■ **EXERCISE OBJECTIVE**:
Among the entries that follow, tally the lines with the string "this". Give no more than the number.

Interface markup and scripts
★ ★ ★

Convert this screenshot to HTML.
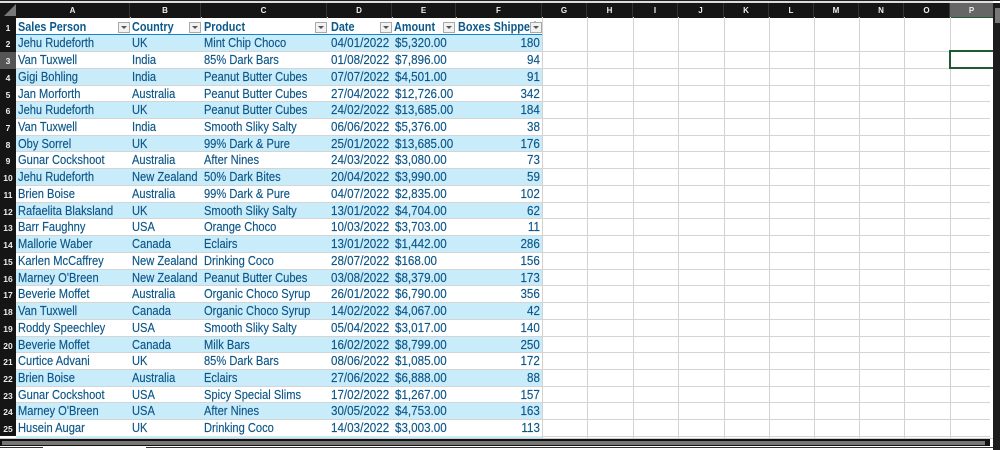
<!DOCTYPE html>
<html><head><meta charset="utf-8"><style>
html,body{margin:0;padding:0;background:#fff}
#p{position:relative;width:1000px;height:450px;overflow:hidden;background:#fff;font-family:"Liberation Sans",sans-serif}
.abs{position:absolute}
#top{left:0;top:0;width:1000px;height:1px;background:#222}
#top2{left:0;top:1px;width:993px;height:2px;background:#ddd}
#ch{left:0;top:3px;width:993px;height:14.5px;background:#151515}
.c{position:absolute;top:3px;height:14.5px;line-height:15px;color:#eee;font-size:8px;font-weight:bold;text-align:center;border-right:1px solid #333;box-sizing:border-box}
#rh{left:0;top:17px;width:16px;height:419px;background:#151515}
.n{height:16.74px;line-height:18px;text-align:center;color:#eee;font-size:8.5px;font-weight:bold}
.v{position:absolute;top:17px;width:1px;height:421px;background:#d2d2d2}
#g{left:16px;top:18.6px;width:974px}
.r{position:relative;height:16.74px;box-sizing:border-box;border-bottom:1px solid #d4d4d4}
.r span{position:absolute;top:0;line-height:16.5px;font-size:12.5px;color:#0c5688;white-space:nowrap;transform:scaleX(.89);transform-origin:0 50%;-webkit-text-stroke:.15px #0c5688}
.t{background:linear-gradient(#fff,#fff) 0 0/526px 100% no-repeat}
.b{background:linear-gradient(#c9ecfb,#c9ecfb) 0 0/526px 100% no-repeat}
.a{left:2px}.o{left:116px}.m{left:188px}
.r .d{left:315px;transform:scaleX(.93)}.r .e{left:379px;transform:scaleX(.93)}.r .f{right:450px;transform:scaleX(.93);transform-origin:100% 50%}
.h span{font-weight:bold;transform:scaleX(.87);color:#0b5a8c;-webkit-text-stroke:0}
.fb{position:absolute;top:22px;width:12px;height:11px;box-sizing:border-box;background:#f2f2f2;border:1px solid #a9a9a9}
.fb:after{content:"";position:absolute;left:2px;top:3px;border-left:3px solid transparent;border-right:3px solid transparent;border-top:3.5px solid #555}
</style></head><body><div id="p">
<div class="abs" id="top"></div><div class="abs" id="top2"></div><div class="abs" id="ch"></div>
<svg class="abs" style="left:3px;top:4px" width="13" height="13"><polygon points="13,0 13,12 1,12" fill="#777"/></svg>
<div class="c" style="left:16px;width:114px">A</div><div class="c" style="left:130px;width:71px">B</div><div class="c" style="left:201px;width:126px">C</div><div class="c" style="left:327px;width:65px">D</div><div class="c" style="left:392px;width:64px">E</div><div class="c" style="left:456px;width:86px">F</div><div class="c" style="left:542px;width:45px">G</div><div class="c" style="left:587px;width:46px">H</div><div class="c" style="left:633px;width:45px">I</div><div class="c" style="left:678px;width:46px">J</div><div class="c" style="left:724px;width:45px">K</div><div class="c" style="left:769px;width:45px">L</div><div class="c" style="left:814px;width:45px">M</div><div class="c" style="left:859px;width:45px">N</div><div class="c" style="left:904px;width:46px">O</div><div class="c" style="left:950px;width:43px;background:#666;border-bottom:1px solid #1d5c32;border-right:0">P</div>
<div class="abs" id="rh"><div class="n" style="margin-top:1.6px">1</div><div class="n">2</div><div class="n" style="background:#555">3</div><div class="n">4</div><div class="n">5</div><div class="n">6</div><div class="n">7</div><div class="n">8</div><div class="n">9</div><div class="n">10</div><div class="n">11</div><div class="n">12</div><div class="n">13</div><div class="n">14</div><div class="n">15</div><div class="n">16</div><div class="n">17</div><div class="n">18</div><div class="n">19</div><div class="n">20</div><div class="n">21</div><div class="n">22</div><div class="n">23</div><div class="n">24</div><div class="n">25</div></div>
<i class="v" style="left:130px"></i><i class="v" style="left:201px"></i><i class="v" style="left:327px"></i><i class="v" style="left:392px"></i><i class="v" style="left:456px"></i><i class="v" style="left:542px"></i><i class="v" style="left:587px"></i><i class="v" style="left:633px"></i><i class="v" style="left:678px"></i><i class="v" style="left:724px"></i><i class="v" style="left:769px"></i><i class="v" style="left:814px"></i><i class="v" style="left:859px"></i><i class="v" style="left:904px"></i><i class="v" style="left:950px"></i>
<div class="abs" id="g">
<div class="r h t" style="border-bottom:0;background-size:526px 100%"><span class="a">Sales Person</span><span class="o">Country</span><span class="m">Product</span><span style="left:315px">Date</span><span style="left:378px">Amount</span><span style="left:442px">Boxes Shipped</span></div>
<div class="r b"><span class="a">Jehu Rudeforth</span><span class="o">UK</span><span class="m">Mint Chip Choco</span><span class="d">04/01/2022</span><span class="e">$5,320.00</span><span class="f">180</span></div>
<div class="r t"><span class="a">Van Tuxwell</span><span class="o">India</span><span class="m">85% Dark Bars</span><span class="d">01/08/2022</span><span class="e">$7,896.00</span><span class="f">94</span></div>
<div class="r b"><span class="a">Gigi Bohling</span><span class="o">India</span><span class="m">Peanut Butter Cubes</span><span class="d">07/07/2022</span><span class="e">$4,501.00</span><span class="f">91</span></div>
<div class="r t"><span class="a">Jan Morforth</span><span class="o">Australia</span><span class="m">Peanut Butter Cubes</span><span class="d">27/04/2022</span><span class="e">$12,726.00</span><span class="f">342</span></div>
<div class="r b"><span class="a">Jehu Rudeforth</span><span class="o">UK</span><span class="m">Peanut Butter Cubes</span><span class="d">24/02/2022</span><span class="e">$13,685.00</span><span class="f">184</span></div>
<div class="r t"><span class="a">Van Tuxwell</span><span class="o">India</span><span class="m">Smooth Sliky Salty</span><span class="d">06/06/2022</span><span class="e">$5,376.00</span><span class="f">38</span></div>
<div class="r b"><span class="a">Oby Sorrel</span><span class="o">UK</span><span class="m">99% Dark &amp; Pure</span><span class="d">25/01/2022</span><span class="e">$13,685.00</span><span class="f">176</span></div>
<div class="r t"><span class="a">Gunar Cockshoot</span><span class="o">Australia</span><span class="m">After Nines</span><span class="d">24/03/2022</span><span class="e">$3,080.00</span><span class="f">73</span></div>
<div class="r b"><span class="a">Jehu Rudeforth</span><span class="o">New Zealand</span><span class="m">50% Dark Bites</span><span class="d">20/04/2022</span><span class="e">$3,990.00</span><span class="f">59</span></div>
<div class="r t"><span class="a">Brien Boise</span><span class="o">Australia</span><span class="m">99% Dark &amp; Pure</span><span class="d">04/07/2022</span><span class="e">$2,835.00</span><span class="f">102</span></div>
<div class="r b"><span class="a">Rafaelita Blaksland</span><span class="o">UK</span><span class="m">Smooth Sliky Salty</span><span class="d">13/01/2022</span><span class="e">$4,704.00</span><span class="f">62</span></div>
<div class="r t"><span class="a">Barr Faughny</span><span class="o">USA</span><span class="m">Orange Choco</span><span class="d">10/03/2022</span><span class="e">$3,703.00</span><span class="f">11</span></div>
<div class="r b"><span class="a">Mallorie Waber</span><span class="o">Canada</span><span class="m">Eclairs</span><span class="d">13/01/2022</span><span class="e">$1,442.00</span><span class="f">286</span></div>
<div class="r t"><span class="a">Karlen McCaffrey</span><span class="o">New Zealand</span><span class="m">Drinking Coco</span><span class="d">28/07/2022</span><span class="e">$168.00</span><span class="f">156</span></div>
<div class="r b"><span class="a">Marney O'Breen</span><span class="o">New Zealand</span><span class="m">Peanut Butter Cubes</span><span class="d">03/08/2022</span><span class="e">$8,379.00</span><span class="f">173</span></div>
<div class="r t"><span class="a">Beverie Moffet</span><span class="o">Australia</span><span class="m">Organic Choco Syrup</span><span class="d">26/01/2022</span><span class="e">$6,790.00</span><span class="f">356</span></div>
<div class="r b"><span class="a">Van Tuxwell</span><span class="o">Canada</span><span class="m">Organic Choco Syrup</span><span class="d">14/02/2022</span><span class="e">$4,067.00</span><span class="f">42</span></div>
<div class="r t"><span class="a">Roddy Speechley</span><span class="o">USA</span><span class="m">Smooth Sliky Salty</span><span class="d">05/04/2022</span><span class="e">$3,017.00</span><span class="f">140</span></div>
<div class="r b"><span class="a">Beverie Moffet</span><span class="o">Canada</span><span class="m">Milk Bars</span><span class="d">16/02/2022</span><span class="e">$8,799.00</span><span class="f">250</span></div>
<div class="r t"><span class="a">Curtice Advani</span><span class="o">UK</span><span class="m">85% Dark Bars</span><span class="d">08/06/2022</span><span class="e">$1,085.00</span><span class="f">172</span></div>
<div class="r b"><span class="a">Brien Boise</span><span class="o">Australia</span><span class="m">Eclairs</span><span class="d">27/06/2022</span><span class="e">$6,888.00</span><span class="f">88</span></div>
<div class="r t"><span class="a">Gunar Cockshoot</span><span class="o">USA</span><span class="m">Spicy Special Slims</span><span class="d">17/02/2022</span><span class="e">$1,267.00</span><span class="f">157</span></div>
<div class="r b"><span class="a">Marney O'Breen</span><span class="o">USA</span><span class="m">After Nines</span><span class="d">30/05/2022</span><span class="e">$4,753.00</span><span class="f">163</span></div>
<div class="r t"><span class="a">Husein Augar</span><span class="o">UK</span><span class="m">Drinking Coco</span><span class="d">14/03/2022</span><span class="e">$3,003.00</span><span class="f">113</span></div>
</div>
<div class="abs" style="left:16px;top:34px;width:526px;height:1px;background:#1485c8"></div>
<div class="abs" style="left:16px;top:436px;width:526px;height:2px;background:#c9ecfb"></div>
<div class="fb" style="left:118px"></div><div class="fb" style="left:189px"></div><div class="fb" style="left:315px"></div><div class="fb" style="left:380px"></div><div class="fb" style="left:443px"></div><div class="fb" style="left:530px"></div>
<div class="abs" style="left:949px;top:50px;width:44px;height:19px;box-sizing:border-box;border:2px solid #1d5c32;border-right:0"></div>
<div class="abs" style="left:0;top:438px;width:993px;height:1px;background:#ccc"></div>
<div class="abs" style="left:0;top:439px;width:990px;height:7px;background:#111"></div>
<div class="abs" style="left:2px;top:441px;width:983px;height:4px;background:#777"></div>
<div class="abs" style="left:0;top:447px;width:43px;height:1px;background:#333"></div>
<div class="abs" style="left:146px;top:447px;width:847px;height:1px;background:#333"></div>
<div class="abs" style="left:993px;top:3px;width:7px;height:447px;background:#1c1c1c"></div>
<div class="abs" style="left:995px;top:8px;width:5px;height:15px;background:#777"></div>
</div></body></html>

★ ★ ★

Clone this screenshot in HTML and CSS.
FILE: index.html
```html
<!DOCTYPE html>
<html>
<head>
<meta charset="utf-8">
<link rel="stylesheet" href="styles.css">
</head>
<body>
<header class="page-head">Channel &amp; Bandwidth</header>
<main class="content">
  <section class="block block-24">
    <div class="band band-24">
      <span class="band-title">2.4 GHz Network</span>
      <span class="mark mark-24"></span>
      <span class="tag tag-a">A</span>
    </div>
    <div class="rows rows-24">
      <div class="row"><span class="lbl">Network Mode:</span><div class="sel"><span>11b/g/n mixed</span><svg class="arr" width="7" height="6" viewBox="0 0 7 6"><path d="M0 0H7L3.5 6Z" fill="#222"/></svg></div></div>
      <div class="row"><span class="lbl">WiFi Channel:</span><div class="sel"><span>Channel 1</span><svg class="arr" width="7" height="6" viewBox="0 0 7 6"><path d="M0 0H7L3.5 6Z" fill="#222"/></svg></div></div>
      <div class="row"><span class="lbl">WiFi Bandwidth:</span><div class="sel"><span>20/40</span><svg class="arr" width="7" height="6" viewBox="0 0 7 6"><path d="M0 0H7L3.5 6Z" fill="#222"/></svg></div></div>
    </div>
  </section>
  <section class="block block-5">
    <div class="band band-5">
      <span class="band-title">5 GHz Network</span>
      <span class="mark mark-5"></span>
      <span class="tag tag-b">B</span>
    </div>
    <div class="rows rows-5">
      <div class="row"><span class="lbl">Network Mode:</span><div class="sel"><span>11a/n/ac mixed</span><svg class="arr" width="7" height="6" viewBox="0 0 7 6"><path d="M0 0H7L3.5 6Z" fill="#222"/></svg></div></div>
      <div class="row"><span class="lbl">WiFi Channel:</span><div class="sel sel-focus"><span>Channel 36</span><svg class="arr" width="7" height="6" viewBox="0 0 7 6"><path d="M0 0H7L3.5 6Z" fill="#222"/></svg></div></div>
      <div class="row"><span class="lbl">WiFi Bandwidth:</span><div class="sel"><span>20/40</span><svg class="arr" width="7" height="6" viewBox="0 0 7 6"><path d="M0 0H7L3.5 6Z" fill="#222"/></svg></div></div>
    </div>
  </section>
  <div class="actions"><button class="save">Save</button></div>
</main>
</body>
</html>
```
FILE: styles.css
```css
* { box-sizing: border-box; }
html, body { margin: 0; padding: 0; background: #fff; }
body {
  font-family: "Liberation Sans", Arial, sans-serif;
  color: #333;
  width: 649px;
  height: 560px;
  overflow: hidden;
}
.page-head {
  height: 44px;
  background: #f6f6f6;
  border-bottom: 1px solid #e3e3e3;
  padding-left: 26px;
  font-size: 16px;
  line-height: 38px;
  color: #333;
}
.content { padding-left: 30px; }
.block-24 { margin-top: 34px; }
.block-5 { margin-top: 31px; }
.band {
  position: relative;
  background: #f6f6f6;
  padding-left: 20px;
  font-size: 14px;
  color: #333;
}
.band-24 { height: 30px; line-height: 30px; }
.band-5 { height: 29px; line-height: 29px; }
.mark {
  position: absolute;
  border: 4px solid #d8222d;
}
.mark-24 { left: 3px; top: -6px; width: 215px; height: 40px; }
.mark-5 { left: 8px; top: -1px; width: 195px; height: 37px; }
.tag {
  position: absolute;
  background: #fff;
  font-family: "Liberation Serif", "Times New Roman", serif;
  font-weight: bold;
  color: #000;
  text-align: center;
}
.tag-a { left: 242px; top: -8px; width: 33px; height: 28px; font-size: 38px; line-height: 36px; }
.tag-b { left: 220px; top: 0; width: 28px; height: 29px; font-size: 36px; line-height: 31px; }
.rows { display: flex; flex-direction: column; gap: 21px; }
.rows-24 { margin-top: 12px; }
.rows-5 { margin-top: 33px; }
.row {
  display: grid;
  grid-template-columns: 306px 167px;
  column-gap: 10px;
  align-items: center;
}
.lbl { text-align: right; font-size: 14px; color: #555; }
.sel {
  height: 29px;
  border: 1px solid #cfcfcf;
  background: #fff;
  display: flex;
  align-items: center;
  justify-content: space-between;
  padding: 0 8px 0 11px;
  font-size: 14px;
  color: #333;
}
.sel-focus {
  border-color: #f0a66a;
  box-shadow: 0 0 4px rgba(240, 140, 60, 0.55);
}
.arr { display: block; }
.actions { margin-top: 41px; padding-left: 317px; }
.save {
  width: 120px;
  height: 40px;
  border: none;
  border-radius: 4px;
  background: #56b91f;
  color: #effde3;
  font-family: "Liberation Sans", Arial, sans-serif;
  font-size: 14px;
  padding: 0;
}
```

★ ★ ★

■ **REPLY**:
2